= WHAT TO WORK ON =
Search the material below for the string "index" and list each line that holds it.

= RECORDED INFORMATION =
________

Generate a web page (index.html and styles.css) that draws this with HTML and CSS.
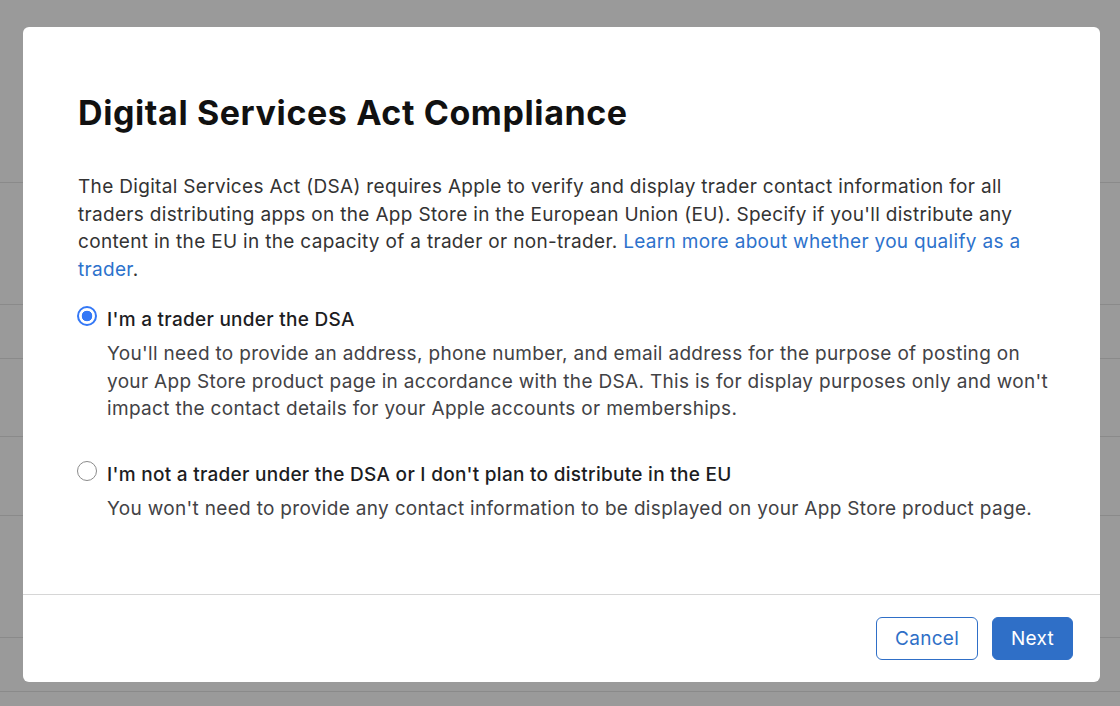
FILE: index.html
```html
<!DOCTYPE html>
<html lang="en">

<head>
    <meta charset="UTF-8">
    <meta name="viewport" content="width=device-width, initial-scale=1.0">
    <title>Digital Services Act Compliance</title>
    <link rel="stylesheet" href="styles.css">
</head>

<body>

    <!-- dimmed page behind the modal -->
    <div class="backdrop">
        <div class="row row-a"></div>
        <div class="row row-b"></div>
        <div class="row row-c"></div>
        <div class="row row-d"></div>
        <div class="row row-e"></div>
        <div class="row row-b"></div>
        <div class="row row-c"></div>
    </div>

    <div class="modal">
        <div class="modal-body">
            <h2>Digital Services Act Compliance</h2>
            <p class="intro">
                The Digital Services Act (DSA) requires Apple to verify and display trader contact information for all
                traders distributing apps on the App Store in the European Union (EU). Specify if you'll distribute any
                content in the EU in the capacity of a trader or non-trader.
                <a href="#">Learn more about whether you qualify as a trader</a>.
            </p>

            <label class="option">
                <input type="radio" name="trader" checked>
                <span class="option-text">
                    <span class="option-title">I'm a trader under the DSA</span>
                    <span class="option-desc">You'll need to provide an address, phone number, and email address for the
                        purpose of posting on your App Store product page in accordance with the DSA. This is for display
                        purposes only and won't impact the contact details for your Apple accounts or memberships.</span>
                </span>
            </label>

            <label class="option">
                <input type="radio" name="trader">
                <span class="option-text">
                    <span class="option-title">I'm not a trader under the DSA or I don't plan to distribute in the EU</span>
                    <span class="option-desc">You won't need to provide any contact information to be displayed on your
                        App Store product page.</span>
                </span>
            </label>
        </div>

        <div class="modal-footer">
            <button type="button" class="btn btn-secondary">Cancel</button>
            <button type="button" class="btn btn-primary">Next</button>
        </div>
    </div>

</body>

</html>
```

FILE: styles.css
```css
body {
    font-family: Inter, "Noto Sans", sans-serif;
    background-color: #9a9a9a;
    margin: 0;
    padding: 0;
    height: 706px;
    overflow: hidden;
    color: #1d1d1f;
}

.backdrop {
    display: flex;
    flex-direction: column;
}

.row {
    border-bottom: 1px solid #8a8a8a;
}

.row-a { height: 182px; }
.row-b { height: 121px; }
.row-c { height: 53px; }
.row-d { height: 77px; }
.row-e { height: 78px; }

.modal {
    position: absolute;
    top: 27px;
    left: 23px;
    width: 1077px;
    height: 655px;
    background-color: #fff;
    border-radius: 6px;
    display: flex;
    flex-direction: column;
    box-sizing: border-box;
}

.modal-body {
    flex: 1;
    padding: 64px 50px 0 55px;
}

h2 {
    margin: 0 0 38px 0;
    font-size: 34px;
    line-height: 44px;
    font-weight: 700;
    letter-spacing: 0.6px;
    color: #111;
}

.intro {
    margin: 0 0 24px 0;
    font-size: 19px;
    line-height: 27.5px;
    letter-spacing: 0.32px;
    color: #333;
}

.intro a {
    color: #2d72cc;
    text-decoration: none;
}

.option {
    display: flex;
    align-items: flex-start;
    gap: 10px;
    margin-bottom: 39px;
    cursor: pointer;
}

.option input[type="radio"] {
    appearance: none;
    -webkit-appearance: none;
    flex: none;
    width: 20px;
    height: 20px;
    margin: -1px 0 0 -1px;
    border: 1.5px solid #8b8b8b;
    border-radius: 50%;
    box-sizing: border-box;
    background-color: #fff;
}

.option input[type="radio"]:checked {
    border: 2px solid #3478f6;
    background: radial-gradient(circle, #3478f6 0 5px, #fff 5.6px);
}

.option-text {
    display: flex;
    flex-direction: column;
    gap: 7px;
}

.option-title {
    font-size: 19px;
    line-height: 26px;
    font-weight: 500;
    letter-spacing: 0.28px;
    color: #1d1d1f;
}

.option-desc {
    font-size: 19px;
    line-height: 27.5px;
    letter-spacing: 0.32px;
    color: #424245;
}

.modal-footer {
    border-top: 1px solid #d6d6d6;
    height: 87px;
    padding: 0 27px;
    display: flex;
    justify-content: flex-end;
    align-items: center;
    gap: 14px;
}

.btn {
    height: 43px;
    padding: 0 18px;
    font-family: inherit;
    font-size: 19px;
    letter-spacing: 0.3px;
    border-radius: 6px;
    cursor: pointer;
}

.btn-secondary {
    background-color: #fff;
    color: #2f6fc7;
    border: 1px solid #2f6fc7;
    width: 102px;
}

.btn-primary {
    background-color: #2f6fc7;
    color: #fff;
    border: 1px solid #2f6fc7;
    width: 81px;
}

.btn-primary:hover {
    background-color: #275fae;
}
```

________

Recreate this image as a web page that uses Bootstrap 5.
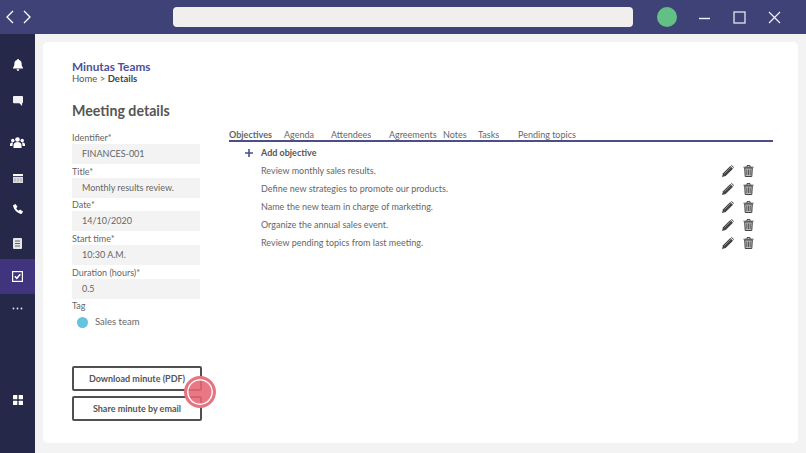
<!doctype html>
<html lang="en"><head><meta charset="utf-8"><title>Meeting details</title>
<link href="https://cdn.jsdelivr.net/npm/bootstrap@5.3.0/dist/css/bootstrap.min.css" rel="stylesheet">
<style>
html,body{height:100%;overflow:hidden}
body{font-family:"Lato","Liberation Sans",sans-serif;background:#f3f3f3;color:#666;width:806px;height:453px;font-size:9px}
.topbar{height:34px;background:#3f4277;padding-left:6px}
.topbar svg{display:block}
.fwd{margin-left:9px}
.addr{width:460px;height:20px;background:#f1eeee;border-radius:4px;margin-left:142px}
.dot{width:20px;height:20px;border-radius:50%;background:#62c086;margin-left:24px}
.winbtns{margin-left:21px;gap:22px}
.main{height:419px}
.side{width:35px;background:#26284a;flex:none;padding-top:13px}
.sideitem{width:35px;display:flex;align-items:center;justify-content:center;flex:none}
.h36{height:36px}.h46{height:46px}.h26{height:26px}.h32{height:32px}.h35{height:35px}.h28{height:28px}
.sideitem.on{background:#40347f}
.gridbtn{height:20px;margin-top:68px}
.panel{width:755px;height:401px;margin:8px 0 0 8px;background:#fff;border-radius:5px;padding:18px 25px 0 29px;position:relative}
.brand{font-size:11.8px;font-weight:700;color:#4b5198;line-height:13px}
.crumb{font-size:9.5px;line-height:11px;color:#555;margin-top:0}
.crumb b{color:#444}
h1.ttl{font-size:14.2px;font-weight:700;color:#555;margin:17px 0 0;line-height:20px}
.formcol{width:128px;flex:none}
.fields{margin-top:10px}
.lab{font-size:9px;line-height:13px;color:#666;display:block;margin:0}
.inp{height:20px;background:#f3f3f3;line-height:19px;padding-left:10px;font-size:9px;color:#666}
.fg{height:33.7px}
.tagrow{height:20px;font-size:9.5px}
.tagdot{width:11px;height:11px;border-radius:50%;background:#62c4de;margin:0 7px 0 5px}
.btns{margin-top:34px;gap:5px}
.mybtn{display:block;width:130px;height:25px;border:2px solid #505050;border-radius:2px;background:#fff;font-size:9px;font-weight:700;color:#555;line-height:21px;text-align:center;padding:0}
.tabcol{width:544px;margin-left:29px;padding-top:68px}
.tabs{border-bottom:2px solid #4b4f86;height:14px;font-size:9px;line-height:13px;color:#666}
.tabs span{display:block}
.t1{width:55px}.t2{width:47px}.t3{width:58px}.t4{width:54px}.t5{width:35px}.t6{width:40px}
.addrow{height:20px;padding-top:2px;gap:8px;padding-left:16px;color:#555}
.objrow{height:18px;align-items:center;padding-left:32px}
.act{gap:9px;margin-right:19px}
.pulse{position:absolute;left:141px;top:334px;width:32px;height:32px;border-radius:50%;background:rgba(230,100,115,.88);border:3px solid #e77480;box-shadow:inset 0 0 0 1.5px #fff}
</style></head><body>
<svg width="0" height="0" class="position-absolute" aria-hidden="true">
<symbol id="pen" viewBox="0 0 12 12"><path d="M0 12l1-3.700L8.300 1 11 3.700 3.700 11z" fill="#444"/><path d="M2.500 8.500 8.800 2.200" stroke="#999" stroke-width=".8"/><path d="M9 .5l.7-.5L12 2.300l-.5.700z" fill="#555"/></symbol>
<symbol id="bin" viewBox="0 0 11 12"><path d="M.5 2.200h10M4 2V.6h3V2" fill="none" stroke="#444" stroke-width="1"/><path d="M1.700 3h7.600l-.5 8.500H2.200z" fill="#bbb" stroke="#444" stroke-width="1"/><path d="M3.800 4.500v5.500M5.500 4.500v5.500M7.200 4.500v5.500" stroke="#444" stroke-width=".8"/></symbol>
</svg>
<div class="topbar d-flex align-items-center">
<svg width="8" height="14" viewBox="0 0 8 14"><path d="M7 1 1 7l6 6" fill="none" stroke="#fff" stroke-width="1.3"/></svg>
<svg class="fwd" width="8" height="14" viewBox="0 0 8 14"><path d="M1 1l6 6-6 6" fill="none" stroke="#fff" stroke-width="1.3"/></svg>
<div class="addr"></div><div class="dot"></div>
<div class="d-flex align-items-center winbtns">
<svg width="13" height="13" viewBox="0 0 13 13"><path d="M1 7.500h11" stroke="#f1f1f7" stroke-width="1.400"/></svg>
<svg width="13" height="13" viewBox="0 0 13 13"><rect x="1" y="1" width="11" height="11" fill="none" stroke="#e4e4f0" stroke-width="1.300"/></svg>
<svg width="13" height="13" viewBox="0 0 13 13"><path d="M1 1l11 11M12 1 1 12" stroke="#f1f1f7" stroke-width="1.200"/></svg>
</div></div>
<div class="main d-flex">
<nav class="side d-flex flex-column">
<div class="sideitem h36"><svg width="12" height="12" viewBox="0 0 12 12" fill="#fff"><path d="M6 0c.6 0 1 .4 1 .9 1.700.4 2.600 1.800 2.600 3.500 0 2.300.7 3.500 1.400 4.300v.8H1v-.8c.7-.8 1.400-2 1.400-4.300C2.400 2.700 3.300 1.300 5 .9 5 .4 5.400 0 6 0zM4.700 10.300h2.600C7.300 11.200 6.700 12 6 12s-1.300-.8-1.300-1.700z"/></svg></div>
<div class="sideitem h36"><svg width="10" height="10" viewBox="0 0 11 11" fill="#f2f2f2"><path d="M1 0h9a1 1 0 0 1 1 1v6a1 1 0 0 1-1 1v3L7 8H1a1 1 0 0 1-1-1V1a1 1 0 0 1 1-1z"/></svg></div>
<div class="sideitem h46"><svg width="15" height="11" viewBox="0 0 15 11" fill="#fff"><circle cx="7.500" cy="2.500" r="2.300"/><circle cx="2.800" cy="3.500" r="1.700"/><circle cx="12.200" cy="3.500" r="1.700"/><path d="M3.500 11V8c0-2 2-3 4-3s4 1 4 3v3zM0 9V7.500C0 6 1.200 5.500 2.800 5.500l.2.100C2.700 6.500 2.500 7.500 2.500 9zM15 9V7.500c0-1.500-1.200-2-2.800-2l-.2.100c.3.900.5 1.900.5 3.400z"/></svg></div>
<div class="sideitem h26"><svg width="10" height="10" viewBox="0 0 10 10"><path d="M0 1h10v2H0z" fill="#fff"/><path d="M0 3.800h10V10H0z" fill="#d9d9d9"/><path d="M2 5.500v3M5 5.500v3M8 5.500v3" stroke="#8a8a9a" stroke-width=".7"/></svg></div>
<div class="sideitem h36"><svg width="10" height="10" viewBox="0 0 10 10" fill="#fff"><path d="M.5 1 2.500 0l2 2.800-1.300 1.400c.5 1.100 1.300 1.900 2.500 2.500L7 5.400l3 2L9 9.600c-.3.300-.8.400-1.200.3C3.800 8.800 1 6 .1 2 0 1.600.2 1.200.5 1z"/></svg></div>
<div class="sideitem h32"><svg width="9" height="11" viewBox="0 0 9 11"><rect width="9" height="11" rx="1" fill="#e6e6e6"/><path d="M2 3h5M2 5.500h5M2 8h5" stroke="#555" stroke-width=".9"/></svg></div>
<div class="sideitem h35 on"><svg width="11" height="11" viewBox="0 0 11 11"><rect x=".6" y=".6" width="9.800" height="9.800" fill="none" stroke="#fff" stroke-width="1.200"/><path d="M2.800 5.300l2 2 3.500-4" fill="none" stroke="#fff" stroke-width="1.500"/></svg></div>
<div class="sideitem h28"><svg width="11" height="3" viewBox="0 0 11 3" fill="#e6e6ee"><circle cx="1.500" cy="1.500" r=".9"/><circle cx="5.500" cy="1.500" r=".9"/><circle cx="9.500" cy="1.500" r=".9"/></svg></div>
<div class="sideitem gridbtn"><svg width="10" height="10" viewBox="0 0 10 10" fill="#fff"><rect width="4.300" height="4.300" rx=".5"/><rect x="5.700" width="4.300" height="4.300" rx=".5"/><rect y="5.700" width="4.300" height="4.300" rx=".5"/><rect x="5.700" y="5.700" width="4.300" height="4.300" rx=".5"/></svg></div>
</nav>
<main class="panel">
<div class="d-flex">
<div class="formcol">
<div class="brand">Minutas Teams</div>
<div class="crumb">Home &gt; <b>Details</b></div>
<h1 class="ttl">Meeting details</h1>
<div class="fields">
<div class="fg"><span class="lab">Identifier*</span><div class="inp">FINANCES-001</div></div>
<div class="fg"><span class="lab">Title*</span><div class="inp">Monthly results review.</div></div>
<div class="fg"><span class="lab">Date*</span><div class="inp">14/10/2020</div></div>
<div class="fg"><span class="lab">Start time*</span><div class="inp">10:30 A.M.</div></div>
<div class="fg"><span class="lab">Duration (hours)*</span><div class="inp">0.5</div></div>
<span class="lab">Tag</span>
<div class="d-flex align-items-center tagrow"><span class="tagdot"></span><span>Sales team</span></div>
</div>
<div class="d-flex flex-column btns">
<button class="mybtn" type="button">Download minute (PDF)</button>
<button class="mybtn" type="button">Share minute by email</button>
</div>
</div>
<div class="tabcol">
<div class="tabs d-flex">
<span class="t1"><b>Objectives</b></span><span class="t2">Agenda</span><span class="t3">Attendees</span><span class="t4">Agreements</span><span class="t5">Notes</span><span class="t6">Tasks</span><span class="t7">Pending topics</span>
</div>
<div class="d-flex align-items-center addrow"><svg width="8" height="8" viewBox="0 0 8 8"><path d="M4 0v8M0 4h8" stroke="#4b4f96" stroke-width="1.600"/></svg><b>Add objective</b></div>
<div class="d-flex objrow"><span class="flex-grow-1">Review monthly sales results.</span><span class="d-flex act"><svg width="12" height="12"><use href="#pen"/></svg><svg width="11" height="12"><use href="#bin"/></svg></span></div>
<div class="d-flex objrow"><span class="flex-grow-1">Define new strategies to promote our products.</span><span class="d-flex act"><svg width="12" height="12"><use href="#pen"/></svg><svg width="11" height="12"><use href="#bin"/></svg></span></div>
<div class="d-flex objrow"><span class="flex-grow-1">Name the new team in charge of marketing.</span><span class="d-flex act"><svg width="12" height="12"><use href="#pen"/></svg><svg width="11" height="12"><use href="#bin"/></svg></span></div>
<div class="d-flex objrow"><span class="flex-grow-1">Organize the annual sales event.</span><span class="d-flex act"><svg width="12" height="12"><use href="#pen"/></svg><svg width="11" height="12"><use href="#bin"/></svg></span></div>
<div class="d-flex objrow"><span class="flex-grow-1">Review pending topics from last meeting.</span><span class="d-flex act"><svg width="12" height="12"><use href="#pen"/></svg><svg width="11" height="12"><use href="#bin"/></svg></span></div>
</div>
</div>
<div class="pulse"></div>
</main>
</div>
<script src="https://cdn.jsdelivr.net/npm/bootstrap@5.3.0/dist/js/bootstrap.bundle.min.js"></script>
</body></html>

________

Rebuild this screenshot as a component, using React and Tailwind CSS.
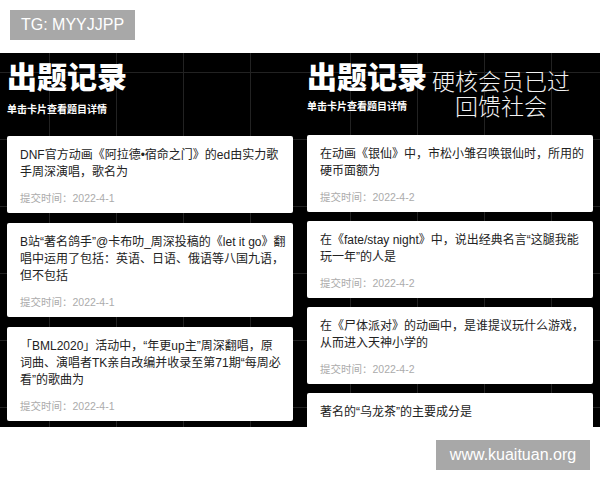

________

= EXPECTED OUTPUT =
Generate a web page (index.html and styles.css) that draws this with HTML and CSS.
FILE: index.html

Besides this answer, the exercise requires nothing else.